Categorical DQN¶
Actions space: Discrete
References: A Distributional Perspective on Reinforcement Learning
Network Structure¶
Algorithm Description¶
Training the network¶
Sample a batch of transitions from the replay buffer.
The Bellman update is projected to the set of atoms representing the \(Q\) values distribution, such that the \(i-th\) component of the projected update is calculated as follows:
\((\Phi \hat{T} Z_{\theta}(s_t,a_t))_i=\sum_{j=0}^{N-1}\Big[1-\frac{\lvert[\hat{T}_{z_{j}}]^{V_{MAX}}_{V_{MIN}}-z_i\rvert}{\Delta z}\Big]^1_0 \ p_j(s_{t+1}, \pi(s_{t+1}))\)
where: * \([ \cdot ]\) bounds its argument in the range \([a, b]\) * \(\hat{T}_{z_{j}}\) is the Bellman update for atom \(z_j\): \(\hat{T}_{z_{j}} := r+\gamma z_j\)

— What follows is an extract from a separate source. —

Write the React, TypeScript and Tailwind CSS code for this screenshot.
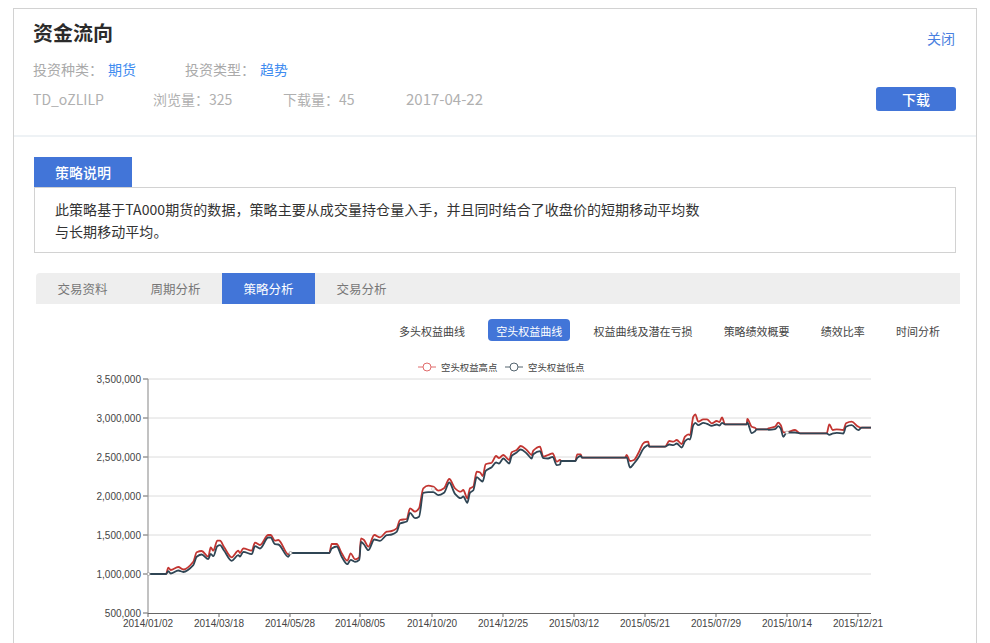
const cjk = 'font-["Noto_Sans_CJK_SC",sans-serif]';

// [x, high y, gap down to the low line]
const points: [number, number, number][] = [
  [148, 574, 0], [166, 574, 0], [168.3, 567.7, 3], [170.7, 570, 3], [178.3, 567, 3], [183.3, 569.5, 2], [193.3, 561.7, 3],
  [196.7, 552.3, 4], [201.7, 551, 3], [208.3, 556.7, 2], [210.7, 547.3, 6], [213.3, 550.7, 5], [217.3, 540.7, 5], [220, 540.7, 4],
  [224, 547, 3], [231.7, 557.3, 3], [238.3, 550.7, 4], [240, 553, 3], [243.3, 548.3, 3], [251.7, 550.7, 3], [255, 542.7, 3],
  [260, 545, 3], [268.3, 535, 2], [270.7, 535, 2], [275, 540.7, 3], [278.3, 540, 4], [288.3, 554.3, 2], [290.7, 553, 0],
  [329.3, 553, 0], [331.7, 544, 4], [336.7, 544, 2], [341.7, 553.3, 3], [347.3, 560.7, 3], [350.7, 553.3, 6], [355, 559.3, 2],
  [359.3, 557.3, 2], [361, 538.3, 3], [364, 540, 4], [368.3, 546.7, 3], [374.3, 535, 4], [380, 537.3, 3], [386.7, 531.7, 3],
  [391.7, 531, 3], [396.7, 528.3, 3], [400, 520, 3], [406.7, 519, 2], [410, 508.3, 4], [415, 511.7, 6], [419, 508.3, 8],
  [423.3, 488.3, 4], [428.3, 485.7, 6], [433.3, 486.7, 5], [438.3, 490.7, 4], [444, 488.3, 4], [449.3, 479, 3], [455, 488.3, 5],
  [460.7, 491.7, 6], [463.3, 490, 6], [467.3, 498.3, 4], [470, 488.3, 4], [473.3, 486.7, 3], [476.7, 471.7, 5], [480, 472.3, 7],
  [482.7, 476, 5], [485.7, 464.3, 6], [491.7, 462.7, 4], [496, 456, 6], [499, 458, 5], [503.3, 455, 3], [509.3, 460, 3],
  [511.7, 452.3, 3], [516.7, 450, 2], [520.7, 446, 3], [526.7, 450, 3], [531.7, 455, 3], [533.3, 450.7, 3], [540, 446.7, 4],
  [543.3, 456.7, 1], [548, 455, 3], [552.7, 453.3, 3], [556.7, 461.7, 3], [560, 460, 4], [561, 461, 0], [574, 461, 0],
  [575.3, 461, 0], [577.3, 454.3, 3], [580.7, 454.3, 1], [582, 457.7, 0], [625, 457.7, 0], [626.7, 455, 2], [630, 461, 6],
  [634, 460, 3], [638.3, 453.3, 4], [643.3, 443.3, 5], [645.5, 442, 4], [648.3, 441.7, 3], [649.3, 446.7, 0], [665, 446.7, 0],
  [669.3, 441, 3], [673.3, 441.7, 3], [676.7, 440, 3], [681.7, 444, 3], [685, 436.7, 4], [688.3, 434.3, 4], [690, 435, 4],
  [693.3, 416.7, 8], [695.3, 414.3, 8], [698.3, 421.7, 3], [703.3, 419.3, 3], [707, 419.3, 4], [711.7, 423.3, 2], [716.7, 421, 3],
  [719.5, 422, 3], [722, 417.3, 5], [725, 424.3, 0], [746.7, 424.3, 0], [747.3, 419, 3], [751.7, 426.7, 6], [755, 427.7, 3],
  [756.7, 429.3, 0], [767.3, 429.3, 0], [768.5, 428.3, 1], [775, 426.7, 2], [778.3, 422.7, 3], [780.7, 425, 3], [783.3, 432.3, 4],
  [786.7, 432.3, 0], [795, 430, 2], [800, 433.3, 0], [826.7, 433.3, 0], [829.3, 424.3, 10], [832.7, 430, 3], [836.7, 429.3, 3],
  [843.3, 430, 3], [846, 423.3, 3], [851.7, 421.7, 3], [858.3, 426.7, 3], [861.7, 427.7, 0], [871, 427.7, 0],
];

// smooth path that does not overshoot, close to what the chart library draws
function smooth(pts: [number, number][]) {
  const slope = (a: [number, number], b: [number, number]) => (b[1] - a[1]) / (b[0] - a[0]);
  const t = pts.map((p, i) => {
    if (i === 0 || i === pts.length - 1) return 0;
    const s0 = slope(pts[i - 1], p);
    const s1 = slope(p, pts[i + 1]);
    return s0 * s1 <= 0 ? 0 : (2 * s0 * s1) / (s0 + s1);
  });
  let d = `M${pts[0][0]} ${pts[0][1]}`;
  for (let i = 1; i < pts.length; i++) {
    const [x0, y0] = pts[i - 1];
    const [x1, y1] = pts[i];
    const h = (x1 - x0) / 3;
    d += `C${(x0 + h).toFixed(1)} ${(y0 + t[i - 1] * h).toFixed(1)} ${(x1 - h).toFixed(1)} ${(y1 - t[i] * h).toFixed(1)} ${x1} ${y1}`;
  }
  return d;
}

const highPath = smooth(points.map(([x, y]) => [x, y]));
const lowPath = smooth(points.map(([x, y, g]) => [x, g > 0 ? y + g + 0.5 : y]));

const yLabels = ['3,500,000', '3,000,000', '2,500,000', '2,000,000', '1,500,000', '1,000,000', '500,000'];
const xLabels = [
  ['2014/01/02', 148], ['2014/03/18', 219], ['2014/05/28', 290], ['2014/08/05', 360],
  ['2014/10/20', 432], ['2014/12/25', 503], ['2015/03/12', 574], ['2015/05/21', 645],
  ['2015/07/29', 716], ['2015/10/14', 787], ['2015/12/21', 858],
] as const;

const tabs = ['交易资料', '周期分析', '策略分析', '交易分析'];
const subTabs = ['多头权益曲线', '空头权益曲线', '权益曲线及潜在亏损', '策略绩效概要', '绩效比率', '时间分析'];

function Chart() {
  return (
    <svg viewBox="36 355 924 288" className="block h-[288px] w-[924px]">
      {yLabels.map((label, i) => {
        const y = 379 + i * 39;
        return (
          <g key={label}>
            {i < 6 && <line x1="148" x2="871" y1={y} y2={y} stroke="#dcdcdc" />}
            <line x1="143" x2="148" y1={y} y2={y} stroke="#666" />
            <text x="141" y={y + 3.5} textAnchor="end" fontSize="10" fill="#444" fontFamily="Liberation Sans">{label}</text>
          </g>
        );
      })}
      <line x1="148" x2="148" y1="379" y2="613" stroke="#999" strokeWidth="1.2" />
      <line x1="148" x2="871" y1="613.5" y2="613.5" stroke="#666" />
      {xLabels.map(([label, x]) => (
        <g key={label}>
          <line x1={x} x2={x} y1="613" y2="617" stroke="#666" />
          <text x={x} y="627" textAnchor="middle" fontSize="10" fill="#444" fontFamily="Liberation Sans">{label}</text>
        </g>
      ))}

      <path d={highPath} fill="none" stroke="#c23531" strokeWidth="1.8" />
      <path d={lowPath} fill="none" stroke="#2f4554" strokeWidth="1.8" />
      <circle cx="148.5" cy="574" r="1.5" fill="#fff" stroke="#999" strokeWidth="0.8" />
      <circle cx="290.5" cy="553" r="1.5" fill="#fff" stroke="#999" strokeWidth="0.8" />
      <circle cx="433" cy="489" r="1.5" fill="#fff" stroke="#ccc" strokeWidth="0.8" />
      <circle cx="787" cy="432.5" r="1.5" fill="#fff" stroke="#bbb" strokeWidth="0.8" />

      {/* legend */}
      <line x1="418" x2="436" y1="367" y2="367" stroke="#e06c6c" />
      <circle cx="427" cy="367" r="4" fill="#fff" stroke="#e06c6c" />
      <text x="441" y="370.5" fontSize="9.4" fill="#444" fontFamily="Noto Sans CJK SC">空头权益高点</text>
      <line x1="505" x2="523" y1="367" y2="367" stroke="#54646f" />
      <circle cx="514" cy="367" r="4" fill="#fff" stroke="#54646f" />
      <text x="528" y="370.5" fontSize="9.4" fill="#444" fontFamily="Noto Sans CJK SC">空头权益低点</text>
    </svg>
  );
}

export default function App() {
  return (
    <div className={`h-[643px] w-[990px] overflow-hidden bg-white pt-2 pl-[13px] ${cjk}`}>
      <div className="h-[700px] w-[964px] border border-[#d2d2d2]">
        {/* header */}
        <div className="h-[128px] border-b-2 border-[#eef2f5] pr-5 pl-[19px]">
          <div className="flex justify-between pt-[10px]">
            <h1 className="text-xl leading-7 font-bold text-[#2b2b2b]">资金流向</h1>
            <a className="mt-[9px] mr-px text-sm leading-5 text-[#4a80e0]">关闭</a>
          </div>
          <div className="mt-[11px] flex text-sm leading-5 text-[#aaaaaa]">
            <span>投资种类：</span>
            <span className="ml-[5px] w-[77px] text-[#3f8cf0]">期货</span>
            <span>投资类型：</span>
            <span className="ml-[5px] text-[#3f8cf0]">趋势</span>
          </div>
          <div className="mt-2 flex items-start text-sm leading-6 text-[#b0b0b0]">
            <span className="w-[120px]">TD_oZLILP</span>
            <span className="w-[130px]">浏览量：325</span>
            <span className="w-[123px]">下载量：45</span>
            <span className="text-[15px]">2017-04-22</span>
            <button className="ml-auto h-6 w-20 rounded-[3px] bg-[#4275d8] text-sm font-medium text-white">下载</button>
          </div>
        </div>

        {/* description */}
        <div className="mt-5 ml-5 w-[922px]">
          <div className="h-[30px] w-[98px] bg-[#4275d8] pl-[21px] text-sm leading-[30px] font-medium text-white">策略说明</div>
          <div className="h-[66px] border border-[#d2d2d2] px-5 pt-[10px] text-sm leading-[22px] tracking-[0.06px] text-[#333333]">
            此策略基于TA000期货的数据，策略主要从成交量持仓量入手，并且同时结合了收盘价的短期移动平均数
            <br />
            与长期移动平均。
          </div>
        </div>

        {/* tabs */}
        <div className="mt-5 ml-[22px] flex h-[31px] w-[924px] rounded-tl bg-[#eeeeee]">
          {tabs.map((tab) => (
            <div
              key={tab}
              className={
                tab === '策略分析'
                  ? 'h-[31px] w-[93px] bg-[#4275d8] text-center text-[12.5px] leading-[31px] text-white'
                  : 'h-[31px] w-[93px] text-center text-[12.5px] leading-[31px] text-[#777777]'
              }
            >
              {tab}
            </div>
          ))}
        </div>

        {/* sub tabs */}
        <div className="mt-[15px] ml-[22px] flex w-[924px] justify-end gap-[15.2px] pr-3">
          {subTabs.map((tab) => (
            <div
              key={tab}
              className={
                tab === '空头权益曲线'
                  ? 'h-[22px] rounded-sm bg-[#4275d8] px-2 text-[11px] leading-[24px] text-white'
                  : 'h-[22px] px-2 text-[11px] leading-[24px] text-[#444444]'
              }
            >
              {tab}
            </div>
          ))}
        </div>

        <div className="mt-[14px] ml-[22px]">
          <Chart />
        </div>
      </div>
    </div>
  );
}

Network is trained with the cross entropy loss between the resulting probability distribution and the target probability distribution. Only the target of the actions that were actually taken is updated.
Once in every few thousand steps, weights are copied from the online network to the target network.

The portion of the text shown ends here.